CARY GRANT: Let me try to explain it to you. See this picture? Well, try to think of this pitcher as being me. My body. Now, the pitcher of its own, has no use at all except as a container for something. And in this case, a container for the water, which you can think of as being my life force. Now, try to lose that.

CHILD: Okay, that’s easy. There.

CARY GRANT: Well, the only thing is it didn’t last. You see it’s part of the whole river. It’s still in the universe. You haven’t lost it. Come on, get rid of it.

CHILD: Well, what about this?

CARY GRANT: What about it?

CHILD: Oh, I get the idea. It’ll evaporate, become a cloud and come down someplace else as rain.

CARY GRANT: That’s pretty clever of you.

CHILD: I guess when you come right down to it, you can’t lose anything.

CARY GRANT: Probably not even life itself. It’s just that everything is constantly changing. So perhaps when our life force, our souls leave our bodies, we go back into God’s universe and the security of being part of all life again and of all nature. So for all we know, that sort of life after death may be very beautiful.

CHILD: If you say so. Hey pop, don’t do anything beautiful for a while, will you?

CARY GRANT: I’m trying not to.

CHILD: And give up smoking. It’s bad for older people.

Jean Edelman: This is such a beautiful, beautiful scene. I have never seen any person describe life and death so beautifully and with so much love and compassion. And so my word this week is very simple. It’s SOUL.

The S is to See. To see how we are all connected and part of this human collective.

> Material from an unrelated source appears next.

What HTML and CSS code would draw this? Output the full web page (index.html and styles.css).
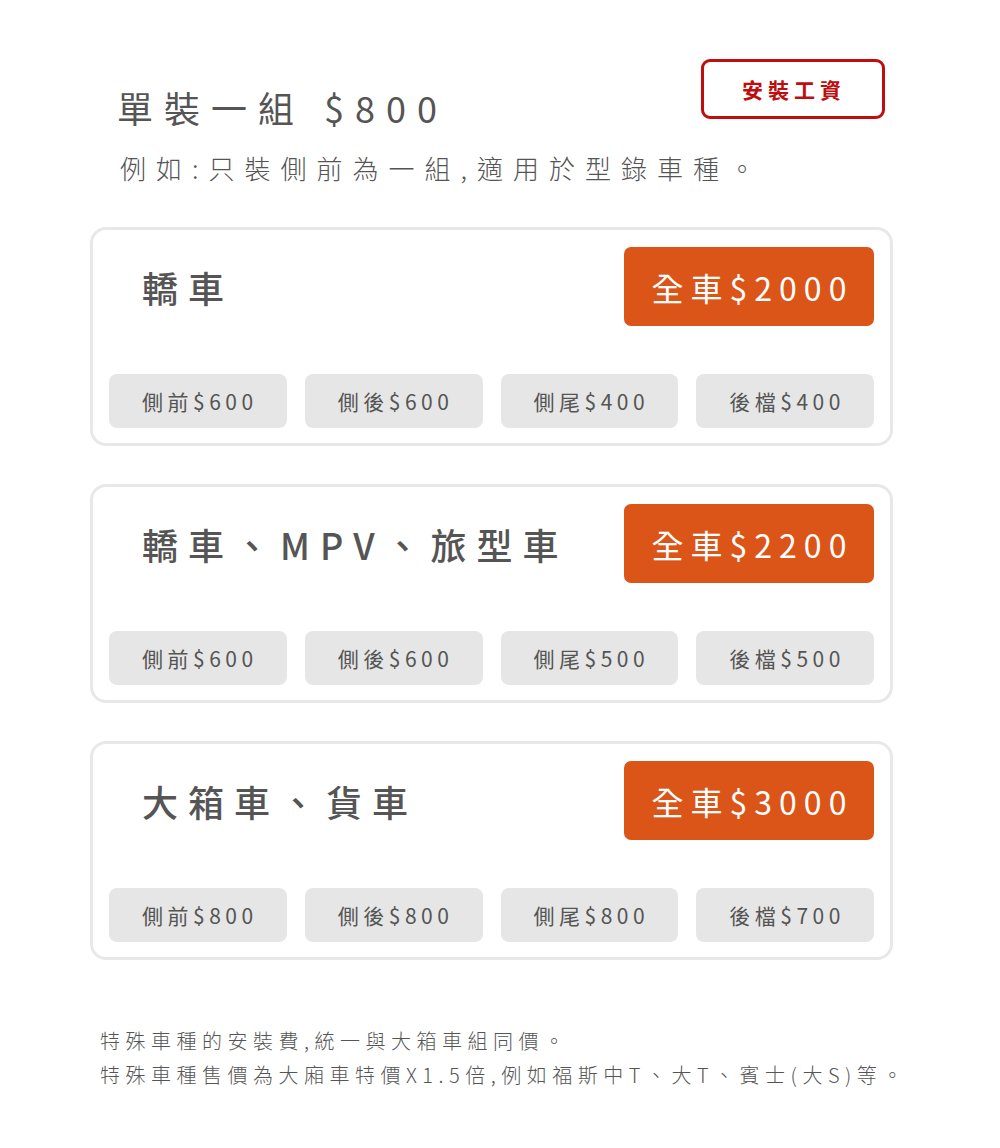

We matter and have so much to bring to this world. So we need to see our light, We need to see our beauty, and we need to see that we never really go away.

The O is for One. There is only one of us. This beautiful word. This one. It just creates unity. This one humanity, this one planet, this feeling of unity. And hopefully we all find our way to understand that as we go through our journey of life.

U is for Unity. This collective being supportive. We need each other. We are not separate islands. We are all needing each other. We all have something to share. We all have something to give and we can all support each other in some way. We are never alone.

And the L is for Love. To love ourselves and to love others, and to see each of us as a soul, that we all deserve to be here on this earth at this time. We need to stop judging, stop projecting ourselves onto others. See each other as beautiful, beautiful people with one purpose: to live a joyful, wonderful life and to contribute to this wonderful collective, this one humanity, this one earth.

And so I hope you enjoy this scene. I hope that you’ll play it over and over again. And just to hold in your heart how beautiful it is and how we are just a wonderful humanity. Have a great week, everyone.